A new year brings hope of change
BY JACK GODBEY
A brand new year has finally arrived! It seems that for many people this couldn’t have come soon enough. 2020 could be compared to your Aunt Myrtle from Florida with her two snot nose kids who came to visit and just didn’t know when to leave.
It seems that many people have mistakenly penned the majority of their problems on poor old 2020 and are under the assumption that the new year will bring a whole new life.
While that may seem like a lot for a year to live up too, I can say that 2021 will have the easiest job of any year in recent memory. In fact, it won’t even have to do anything special in order to be considered an improvement.
When I was growing up, there was a pair of brothers who I went to school with, and the older brother was meaner than a junkyard dog. He was always in trouble and spent more time in the principle’s office than he spent in class.
He was the kind of kid who made your stomach turn when you saw him coming because you knew something bad was coming. This kid was single handedly responsible for teaching every male in the seventh grade to constantly cover their private areas as a punch was surely coming if you didn’t.
The younger brother by default seemed much more likeable. Now that I think about it, the younger brother didn’t do anything special at all, but compared to his older and meaner brother, he seemed like a breath of fresh air.
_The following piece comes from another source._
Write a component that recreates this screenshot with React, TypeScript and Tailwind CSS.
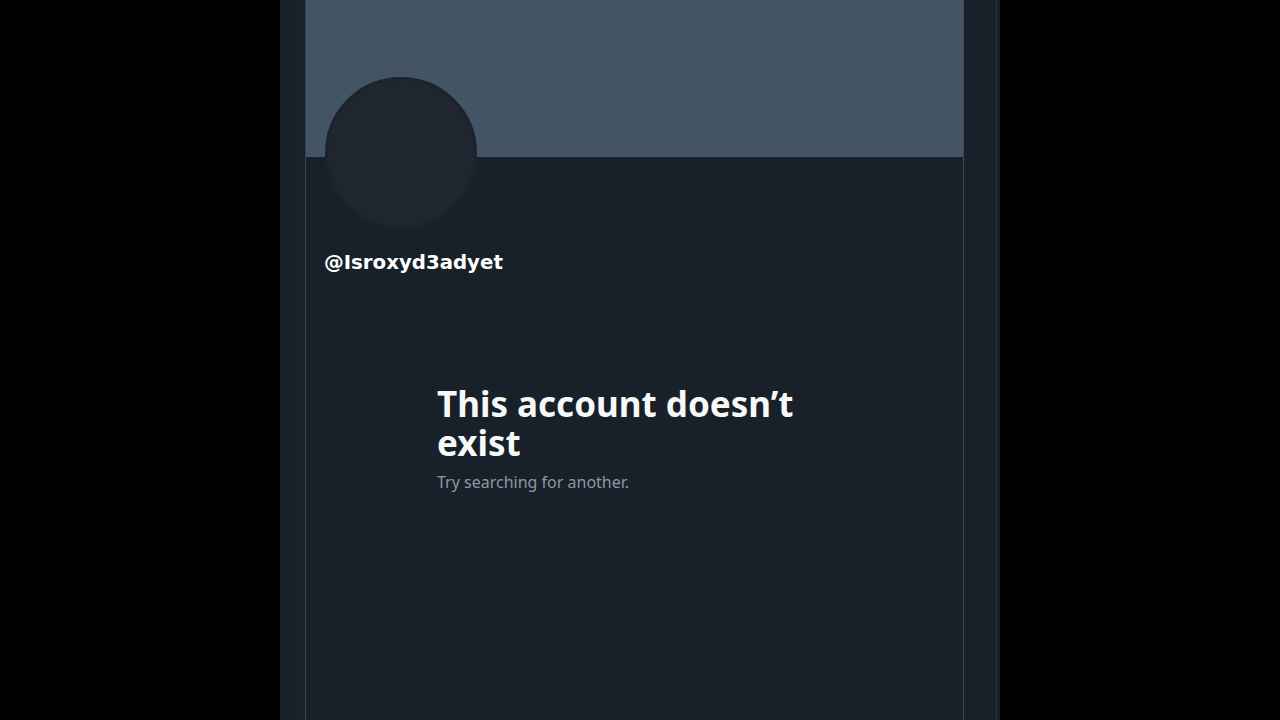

The change in the year used to mean that I was sitting up until midnight to greet the New Year. I recall when I was younger that New Year’s Eve meant popping a big bowl of popcorn and opening a two liter of Dr. Pepper and then sitting back and wait for the ball to drop.
As I have grown older I find that New Year’s Eve consists of me binge watching episodes of The Andy Griffith Show and falling asleep on the couch only to discover that I wake up at two in the morning and realize I missed the new year change all together.
What’s the big deal about seeing the new year come in anyway? In reality, nothing changes. Mankind, in our attempt to label and control everything are the ones who invented time. Mother Nature knows no such constriction. The sun rises and sets the same way on January 1st as it did a day before.
I have learned the hard way not to make any foolish resolutions as well. If history is any indication I simply can’t afford to make resolutions.
If I make a resolution to lose 10 pounds then I will spend half my paycheck on a set of weights and then huff and puff as I start a new exercise routine. Before two weeks have passed, I have already thrown my new expensive equipment in the closet and I finished my fourth bucket of KFC and end up gaining five pounds.
I figure that in order to lose weight, I am much better off to not to make any resolutions to begin with.
As we start the new year I hope you find the change you’re looking for. As for me, I’ll take a bucket of KFC and call it a year.